Posted 14 June 2013 - 09:14 PM

The audiobook of Jayber Crow is on Noisetrade.

#14 J.A.A. Purves

J.A.A. Purves

    Chestertonian, Rabelaisian, Thomist, Christian

  • Member
  • 3,146 posts

Posted 30 July 2013 - 12:30 PM

Bob Allen: Wendell Berry expounds on gay marriage.

 

If anyone hadn't heard this yet, it's worth seeing.  (FYI, Berry doesn't start until about the 28 minute mark.)  Interestingly, I found parts of the transcript rather harsh sounding when I read it, but those same bits sound much less harsh when you hear them delivered in his personal tone and style.  I think it's quite eloquent, actually.

 



#15 J.A.A. Purves

J.A.A. Purves

    Chestertonian, Rabelaisian, Thomist, Christian

  • Member
  • 3,146 posts

Posted 05 October 2013 - 05:05 PM



#16 Joel

Joel

    Member

  • Member
  • 770 posts

Posted 23 October 2014 - 02:59 PM

After years of reading and loving Berry's essays and nonfiction (in particular Economy, Sex, Freedom, and Community and Life Is a Miracle), I've finally started on his novels.
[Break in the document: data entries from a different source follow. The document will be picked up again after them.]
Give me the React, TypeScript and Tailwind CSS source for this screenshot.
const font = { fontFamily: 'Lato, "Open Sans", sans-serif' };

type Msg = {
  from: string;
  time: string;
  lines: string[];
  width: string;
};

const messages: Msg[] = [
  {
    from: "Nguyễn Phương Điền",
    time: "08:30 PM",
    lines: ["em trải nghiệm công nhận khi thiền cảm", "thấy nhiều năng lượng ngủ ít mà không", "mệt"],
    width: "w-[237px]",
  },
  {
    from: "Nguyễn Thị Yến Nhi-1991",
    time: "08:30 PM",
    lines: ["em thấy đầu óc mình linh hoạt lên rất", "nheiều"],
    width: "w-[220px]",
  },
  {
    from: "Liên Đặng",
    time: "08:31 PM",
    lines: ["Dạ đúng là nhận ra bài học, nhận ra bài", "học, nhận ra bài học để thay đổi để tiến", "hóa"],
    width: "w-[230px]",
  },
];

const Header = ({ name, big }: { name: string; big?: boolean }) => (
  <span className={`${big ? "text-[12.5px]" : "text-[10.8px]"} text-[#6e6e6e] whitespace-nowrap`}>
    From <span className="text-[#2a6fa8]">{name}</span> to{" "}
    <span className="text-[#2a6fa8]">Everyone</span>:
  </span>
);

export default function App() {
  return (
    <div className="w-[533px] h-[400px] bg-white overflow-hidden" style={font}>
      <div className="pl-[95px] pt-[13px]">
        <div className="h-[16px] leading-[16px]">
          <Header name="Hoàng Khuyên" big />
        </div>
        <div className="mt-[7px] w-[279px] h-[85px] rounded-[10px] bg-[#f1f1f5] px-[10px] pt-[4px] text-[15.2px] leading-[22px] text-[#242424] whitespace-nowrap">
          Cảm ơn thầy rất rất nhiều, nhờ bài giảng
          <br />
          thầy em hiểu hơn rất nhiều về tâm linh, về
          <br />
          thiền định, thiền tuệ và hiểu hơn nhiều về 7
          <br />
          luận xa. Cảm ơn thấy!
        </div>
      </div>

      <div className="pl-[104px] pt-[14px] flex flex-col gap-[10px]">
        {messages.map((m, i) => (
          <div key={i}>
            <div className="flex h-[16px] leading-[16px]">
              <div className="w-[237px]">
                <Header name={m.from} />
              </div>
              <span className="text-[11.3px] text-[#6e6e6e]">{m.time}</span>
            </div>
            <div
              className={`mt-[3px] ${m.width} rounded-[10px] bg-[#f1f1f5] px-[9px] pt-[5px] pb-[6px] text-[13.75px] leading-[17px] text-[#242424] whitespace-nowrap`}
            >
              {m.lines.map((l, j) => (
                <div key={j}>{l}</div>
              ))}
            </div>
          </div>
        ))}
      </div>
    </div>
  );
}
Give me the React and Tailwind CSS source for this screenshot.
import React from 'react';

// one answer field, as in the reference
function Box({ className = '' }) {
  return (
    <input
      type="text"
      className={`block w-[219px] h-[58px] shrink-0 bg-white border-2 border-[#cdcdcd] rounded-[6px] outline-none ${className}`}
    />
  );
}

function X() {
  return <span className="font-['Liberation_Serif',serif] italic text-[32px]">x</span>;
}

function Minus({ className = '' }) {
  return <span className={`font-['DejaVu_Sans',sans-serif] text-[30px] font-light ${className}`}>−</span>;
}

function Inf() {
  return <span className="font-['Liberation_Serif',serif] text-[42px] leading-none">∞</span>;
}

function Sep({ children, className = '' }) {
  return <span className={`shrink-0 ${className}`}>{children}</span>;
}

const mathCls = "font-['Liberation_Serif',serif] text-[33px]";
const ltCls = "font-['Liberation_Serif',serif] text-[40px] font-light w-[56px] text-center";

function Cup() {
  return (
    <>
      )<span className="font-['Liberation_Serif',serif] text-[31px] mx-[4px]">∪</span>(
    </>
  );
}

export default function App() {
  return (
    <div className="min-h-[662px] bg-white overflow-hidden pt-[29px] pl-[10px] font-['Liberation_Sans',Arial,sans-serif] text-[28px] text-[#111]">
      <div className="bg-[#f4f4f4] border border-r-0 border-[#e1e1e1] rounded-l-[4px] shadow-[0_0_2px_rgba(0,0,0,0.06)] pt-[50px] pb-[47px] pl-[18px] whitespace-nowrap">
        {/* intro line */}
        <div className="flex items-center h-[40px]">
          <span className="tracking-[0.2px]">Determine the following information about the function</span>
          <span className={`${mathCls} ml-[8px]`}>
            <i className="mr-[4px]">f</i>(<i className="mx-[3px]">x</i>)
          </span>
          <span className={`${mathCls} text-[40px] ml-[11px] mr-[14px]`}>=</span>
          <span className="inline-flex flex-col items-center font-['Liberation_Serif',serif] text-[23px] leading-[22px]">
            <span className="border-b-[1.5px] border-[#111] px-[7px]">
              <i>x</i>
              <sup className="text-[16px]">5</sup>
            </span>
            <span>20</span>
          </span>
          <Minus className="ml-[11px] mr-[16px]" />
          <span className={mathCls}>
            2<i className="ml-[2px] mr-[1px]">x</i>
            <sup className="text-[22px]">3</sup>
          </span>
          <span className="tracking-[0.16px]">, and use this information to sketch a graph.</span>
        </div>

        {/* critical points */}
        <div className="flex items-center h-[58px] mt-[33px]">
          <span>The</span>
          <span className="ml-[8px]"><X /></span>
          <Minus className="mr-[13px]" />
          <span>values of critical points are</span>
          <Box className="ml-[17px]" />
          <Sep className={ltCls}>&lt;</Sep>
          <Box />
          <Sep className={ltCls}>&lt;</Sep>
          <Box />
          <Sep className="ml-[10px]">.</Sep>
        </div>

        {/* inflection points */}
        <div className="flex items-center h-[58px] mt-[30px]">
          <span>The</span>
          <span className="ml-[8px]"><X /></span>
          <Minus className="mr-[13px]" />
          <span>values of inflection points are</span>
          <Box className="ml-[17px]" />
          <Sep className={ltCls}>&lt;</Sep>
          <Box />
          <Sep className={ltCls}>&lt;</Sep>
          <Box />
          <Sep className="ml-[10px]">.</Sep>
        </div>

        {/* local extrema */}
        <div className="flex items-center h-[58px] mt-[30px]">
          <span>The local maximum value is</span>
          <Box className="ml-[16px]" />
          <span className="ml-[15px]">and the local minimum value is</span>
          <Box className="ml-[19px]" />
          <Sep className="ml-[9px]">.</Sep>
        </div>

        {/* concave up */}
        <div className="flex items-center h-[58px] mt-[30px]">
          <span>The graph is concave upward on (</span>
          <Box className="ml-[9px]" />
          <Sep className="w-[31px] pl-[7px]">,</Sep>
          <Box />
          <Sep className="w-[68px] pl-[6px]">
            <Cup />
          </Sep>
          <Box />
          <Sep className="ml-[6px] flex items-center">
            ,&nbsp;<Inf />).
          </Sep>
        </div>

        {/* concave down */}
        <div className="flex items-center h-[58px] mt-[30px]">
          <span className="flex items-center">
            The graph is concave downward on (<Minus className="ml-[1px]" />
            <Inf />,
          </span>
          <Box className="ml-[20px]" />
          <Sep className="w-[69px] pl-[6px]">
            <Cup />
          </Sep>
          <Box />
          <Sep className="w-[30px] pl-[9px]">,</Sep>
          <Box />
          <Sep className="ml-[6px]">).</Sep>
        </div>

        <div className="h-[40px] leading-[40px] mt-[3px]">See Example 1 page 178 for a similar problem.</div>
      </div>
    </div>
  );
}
And I am really liking them. I read Jayber Crow last month and am about 2/3 of the way through Hannah Coulter. These are beautiful books. I've always thought I was kind of allergic to any "regional" literature outside of the Pacific Northwest (I like to read about places I know, I guess), but I'm pretty sure I'm starting to fall in love with Port William.